GAITHERSBURG, Md. (DC News Now) — Nearly three weeks after an explosion rocked a Montgomery County community, homeowners are still in limbo.
“I would say the current status is, there’s still a lot of we don’t know and a lot of confusion and a lot of answers that are still remaining,” said Traci DiMartini, who owns a condo at Potomac Oaks Condominiums.
According to Montgomery County Police, death by suicide led to an explosion that damaged several buildings at the Gaithersburg complex, injured at least ten people and displaced dozens. It happened on November 16.
“We all left for work or were in our homes on Wednesday, November 16. And literally left with what was on our back,” said DiMartini.
This week, the condominium association held an emergency meeting for residents.
That’s when DiMartini said she found out it could be more than a year until the condos are rebuilt. She, along with other tenants, are unable to recover any personal belongings due to concerns over building stability.

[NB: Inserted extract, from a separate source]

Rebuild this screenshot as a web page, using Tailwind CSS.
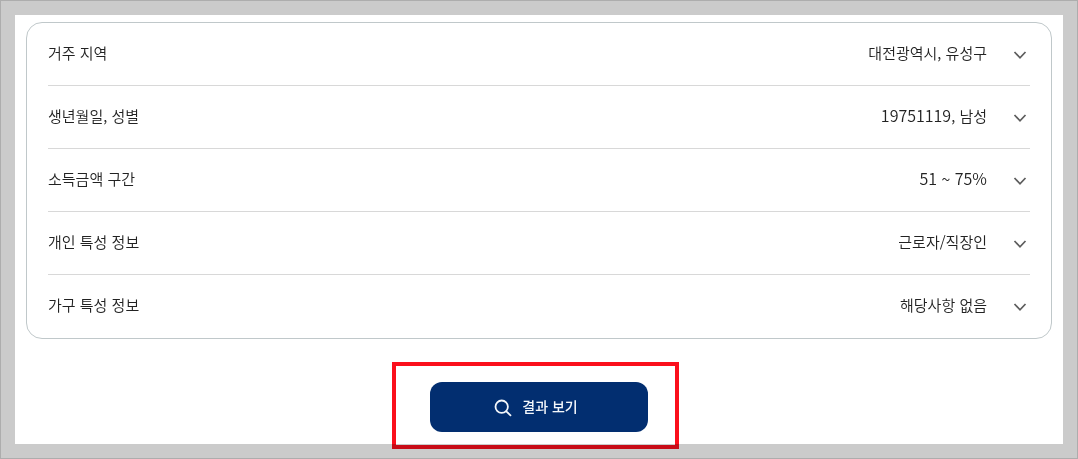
<!DOCTYPE html>
<html lang="ko">
<head>
<meta charset="utf-8">
<meta name="viewport" content="width=device-width, initial-scale=1">
<title>결과 보기</title>
<script src="https://cdn.jsdelivr.net/npm/@tailwindcss/browser@4"></script>
</head>
<body class="min-h-screen flex border border-[#adadad] bg-[#cbcbcb] p-3.5 font-['Noto_Sans_CJK_KR',sans-serif] text-[#222222]">
<svg class="hidden">
  <symbol id="chevron" viewBox="0 0 14 14"><path d="M1.5 4 7 9.8 12.5 4" fill="none" stroke="currentColor" stroke-width="1.7"/></symbol>
</svg>
<main class="grow bg-white px-[11px] pt-[7px] pb-3">
  <div class="rounded-2xl border border-[#c0c8ca] px-[21px] text-[15px] leading-[22px] font-[350] divide-y divide-[#d8d8d8]">
    <button type="button" class="flex w-full items-center pt-[19px] pb-[21px] pr-[3px]">
      <span class="grow text-left">거주 지역</span><span>대전광역시, 유성구</span>
      <svg class="ml-[26px] mt-[3px] size-3.5 text-[#5c5c5c]"><use href="#chevron"/></svg>
    </button>
    <button type="button" class="flex w-full items-center pt-[19px] pb-[21px] pr-[3px]">
      <span class="grow text-left">생년월일, 성별</span><span><span class="text-base leading-none">19751119</span>, 남성</span>
      <svg class="ml-[26px] mt-[3px] size-3.5 text-[#5c5c5c]"><use href="#chevron"/></svg>
    </button>
    <button type="button" class="flex w-full items-center pt-[19px] pb-[21px] pr-[3px]">
      <span class="grow text-left">소득금액 구간</span><span><span class="text-base leading-none">51 ~ 75%</span></span>
      <svg class="ml-[26px] mt-[3px] size-3.5 text-[#5c5c5c]"><use href="#chevron"/></svg>
    </button>
    <button type="button" class="flex w-full items-center pt-[19px] pb-[21px] pr-[3px]">
      <span class="grow text-left">개인 특성 정보</span><span>근로자/직장인</span>
      <svg class="ml-[26px] mt-[3px] size-3.5 text-[#5c5c5c]"><use href="#chevron"/></svg>
    </button>
    <button type="button" class="flex w-full items-center pt-[19px] pb-[22px] pr-[3px]">
      <span class="grow text-left">가구 특성 정보</span><span>해당사항 없음</span>
      <svg class="ml-[26px] mt-[3px] size-3.5 text-[#5c5c5c]"><use href="#chevron"/></svg>
    </button>
  </div>
  <div class="relative mx-auto mt-[43px] w-[218px]">
    <button type="button" class="flex h-[50px] w-full items-center justify-center gap-2.5 rounded-xl bg-[#022e70] pr-1.5 pb-0.5 text-sm font-medium text-[#f4f7fb]">
      <svg class="mt-1 size-[18px]" viewBox="0 0 18 18" fill="none" stroke="currentColor" stroke-width="1.8" stroke-linecap="round"><circle cx="7.7" cy="7.7" r="6.2"/><path d="m12.3 12.3 4.2 4"/></svg>
      <span>결과 보기</span>
    </button>
    <!-- highlight frame around the result button -->
    <div class="pointer-events-none absolute -top-5 -bottom-[17px] -left-[38px] -right-[31px] border-4 border-[#fb0f1c] mix-blend-multiply"></div>
  </div>
</main>
</body>
</html>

Meanwhile, DiMartini said she is still required to pay her mortgage and HOA’s fees—minus utilities—despite her home being gone.
“I’m still paying over $400 into an association where I am not living for 12 to 18 months,” she said.
DC News Now reached out to condo management Friday, but was told they already left for the day.
DiMartini said other questions linger as well.
“What are they going to do to help the people that are displaced?” she asked. “One of the individuals that lives in 828, she’s a single mother with two children, she’s going to be evicted from the hotel the county is putting her up in early next week with still no plans on where to relocate her.”
DiMartini applauded first responders that have assisted those effected over the last few weeks. But, she is asking for more empathy and compassion from condo management.
“The first thing I want to see is any family that is homeless, they need immediate shelter,” she said. “The fact of the matter is the people who were left behind, were not responsible. We deserve to be made whole.”
Montgomery County nonprofit Making Homes Possible is accepting donations to help those affected by the explosion. All funds collected will go directly to impacted families.